Tessa Baring added: ‘We don’t always celebrate initiatives we support. This is a special case as there is a lot to celebrate. The initiative has genuinely succeeded  in bringing about change for a group of people whose needs were not adequately understood or catered for.’

David Cutler, chief executive of the Baring Foundation, described the celebration as ‘a fantastically successful evening – the perfect culmination to what has been a hugely successful initiative’.
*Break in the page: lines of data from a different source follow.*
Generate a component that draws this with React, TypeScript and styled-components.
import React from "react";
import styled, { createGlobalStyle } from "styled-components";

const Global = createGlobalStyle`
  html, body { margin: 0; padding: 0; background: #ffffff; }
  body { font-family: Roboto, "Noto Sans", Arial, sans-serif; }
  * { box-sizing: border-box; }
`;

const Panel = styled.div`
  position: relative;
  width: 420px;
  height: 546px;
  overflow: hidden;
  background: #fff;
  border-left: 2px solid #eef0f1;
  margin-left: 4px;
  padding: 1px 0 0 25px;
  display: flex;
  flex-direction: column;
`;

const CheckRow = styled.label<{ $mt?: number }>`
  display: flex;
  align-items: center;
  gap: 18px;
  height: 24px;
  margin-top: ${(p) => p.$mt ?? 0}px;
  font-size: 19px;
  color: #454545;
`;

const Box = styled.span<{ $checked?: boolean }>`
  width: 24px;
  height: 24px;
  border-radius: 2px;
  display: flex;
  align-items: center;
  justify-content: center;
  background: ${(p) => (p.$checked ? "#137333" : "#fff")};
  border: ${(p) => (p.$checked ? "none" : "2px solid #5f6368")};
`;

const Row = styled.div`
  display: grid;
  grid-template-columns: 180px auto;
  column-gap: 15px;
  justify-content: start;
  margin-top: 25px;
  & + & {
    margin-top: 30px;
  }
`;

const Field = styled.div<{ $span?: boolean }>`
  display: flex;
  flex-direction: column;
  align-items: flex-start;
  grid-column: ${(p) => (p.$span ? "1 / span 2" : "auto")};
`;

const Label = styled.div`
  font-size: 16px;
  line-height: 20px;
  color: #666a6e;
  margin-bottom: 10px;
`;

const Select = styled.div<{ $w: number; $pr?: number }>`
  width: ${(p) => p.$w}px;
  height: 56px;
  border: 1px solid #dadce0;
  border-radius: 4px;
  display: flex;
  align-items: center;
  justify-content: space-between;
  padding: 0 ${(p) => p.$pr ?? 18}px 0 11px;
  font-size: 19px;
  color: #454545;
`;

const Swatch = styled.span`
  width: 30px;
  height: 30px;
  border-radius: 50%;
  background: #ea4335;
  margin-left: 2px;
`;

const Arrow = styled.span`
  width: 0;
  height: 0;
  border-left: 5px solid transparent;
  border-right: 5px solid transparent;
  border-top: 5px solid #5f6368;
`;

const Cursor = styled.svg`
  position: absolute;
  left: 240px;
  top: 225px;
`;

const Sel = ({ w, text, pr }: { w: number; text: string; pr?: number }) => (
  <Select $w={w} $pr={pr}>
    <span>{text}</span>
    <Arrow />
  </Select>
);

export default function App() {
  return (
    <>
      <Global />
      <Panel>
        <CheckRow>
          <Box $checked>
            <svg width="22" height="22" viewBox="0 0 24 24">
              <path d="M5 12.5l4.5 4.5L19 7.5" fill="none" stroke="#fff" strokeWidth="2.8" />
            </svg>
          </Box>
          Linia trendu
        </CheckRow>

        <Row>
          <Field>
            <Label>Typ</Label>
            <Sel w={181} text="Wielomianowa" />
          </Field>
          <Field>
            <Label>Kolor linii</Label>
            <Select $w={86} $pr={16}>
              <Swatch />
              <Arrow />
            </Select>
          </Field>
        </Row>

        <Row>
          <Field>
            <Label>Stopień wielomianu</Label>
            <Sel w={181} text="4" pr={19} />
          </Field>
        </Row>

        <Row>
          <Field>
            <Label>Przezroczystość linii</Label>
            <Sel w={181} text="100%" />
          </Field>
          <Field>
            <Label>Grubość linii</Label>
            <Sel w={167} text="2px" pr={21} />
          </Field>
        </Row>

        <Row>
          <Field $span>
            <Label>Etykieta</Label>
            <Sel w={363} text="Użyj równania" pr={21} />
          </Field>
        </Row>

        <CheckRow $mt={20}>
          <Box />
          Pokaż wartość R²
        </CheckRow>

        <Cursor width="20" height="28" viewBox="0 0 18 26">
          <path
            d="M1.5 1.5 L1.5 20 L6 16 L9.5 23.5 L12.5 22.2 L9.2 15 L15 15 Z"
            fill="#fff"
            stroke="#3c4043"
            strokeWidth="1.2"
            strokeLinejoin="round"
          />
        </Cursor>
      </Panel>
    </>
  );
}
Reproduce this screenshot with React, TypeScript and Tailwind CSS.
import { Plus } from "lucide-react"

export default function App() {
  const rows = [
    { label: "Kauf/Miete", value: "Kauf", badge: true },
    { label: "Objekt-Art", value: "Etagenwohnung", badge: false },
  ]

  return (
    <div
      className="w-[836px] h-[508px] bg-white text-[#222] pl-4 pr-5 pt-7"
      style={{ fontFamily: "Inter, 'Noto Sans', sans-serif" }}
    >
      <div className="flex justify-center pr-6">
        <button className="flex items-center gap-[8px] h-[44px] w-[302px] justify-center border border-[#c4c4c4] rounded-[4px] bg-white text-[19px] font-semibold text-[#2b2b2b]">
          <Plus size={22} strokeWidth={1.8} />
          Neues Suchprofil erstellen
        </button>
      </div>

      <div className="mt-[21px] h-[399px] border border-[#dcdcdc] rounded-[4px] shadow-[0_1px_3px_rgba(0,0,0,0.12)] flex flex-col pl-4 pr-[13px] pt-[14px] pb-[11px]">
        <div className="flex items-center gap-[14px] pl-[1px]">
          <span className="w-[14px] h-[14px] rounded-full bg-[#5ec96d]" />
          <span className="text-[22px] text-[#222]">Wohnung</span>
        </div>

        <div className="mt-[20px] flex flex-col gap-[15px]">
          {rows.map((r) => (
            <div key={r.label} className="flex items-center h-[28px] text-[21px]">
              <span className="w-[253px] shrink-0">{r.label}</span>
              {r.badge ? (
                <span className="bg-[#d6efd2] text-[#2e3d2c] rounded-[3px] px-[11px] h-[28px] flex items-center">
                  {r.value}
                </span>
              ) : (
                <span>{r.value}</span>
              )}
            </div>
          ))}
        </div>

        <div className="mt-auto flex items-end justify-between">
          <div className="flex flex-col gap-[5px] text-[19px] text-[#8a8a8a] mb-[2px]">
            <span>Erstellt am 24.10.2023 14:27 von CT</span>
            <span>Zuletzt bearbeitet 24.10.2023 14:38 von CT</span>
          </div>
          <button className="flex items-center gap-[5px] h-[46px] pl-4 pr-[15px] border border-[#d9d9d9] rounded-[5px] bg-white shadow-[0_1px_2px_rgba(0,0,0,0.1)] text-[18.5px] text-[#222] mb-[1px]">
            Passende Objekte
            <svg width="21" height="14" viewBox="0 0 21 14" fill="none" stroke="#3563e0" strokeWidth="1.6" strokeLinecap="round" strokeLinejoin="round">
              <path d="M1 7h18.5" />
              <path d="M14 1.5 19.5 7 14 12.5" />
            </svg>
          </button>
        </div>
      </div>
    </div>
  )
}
Copies of Supporting people with learning disabilities and difficulties: Stories of positive practice are available from the Norah Fry Research Centre, University of Bristol, 3 Priory Road, Bristol BS8 1TX, cost £5 to cover post and packing. The publication (PDF, 469kB) can also be downloaded.

Further information

The terms ‘learning disabilities’ refers to a person who has a diagnosed learning disability. Where a parent has difficulties with their learning, but does not have a diagnosed learning disability, the term ‘learning difficulties’ is used. The Baring Foundation was set up in 1969 to give money to charities and voluntary organisations to improve the quality of life of people suffering disadvantage and discrimination. The Baring Foundation was joint funder of the Working Together with Parents Network through its Special Initiative for parents with learning disabilities. The Esmée Fairbairn Foundation was established in 1961. It is one of the largest independent grant-making foundations in the UK, and funds charitable projects that break new ground or help disadvantaged people play a full part in society. CHANGE is a leading national equal rights organisation led by disabled people. CHANGE believes that people with learning disabilities should have the same rights and choices as everybody else, and campaigns for better support for parents with learning disabilities. Partners in the Working Together with Parents Network included: Norah Fry Research Centre, University of Bristol; Family Action (formerly the Family Welfare Association); CHANGE; Scottish Consortium on Learning Disability; Learning Disability Wales; Dr Jenny Morris, independent consultant.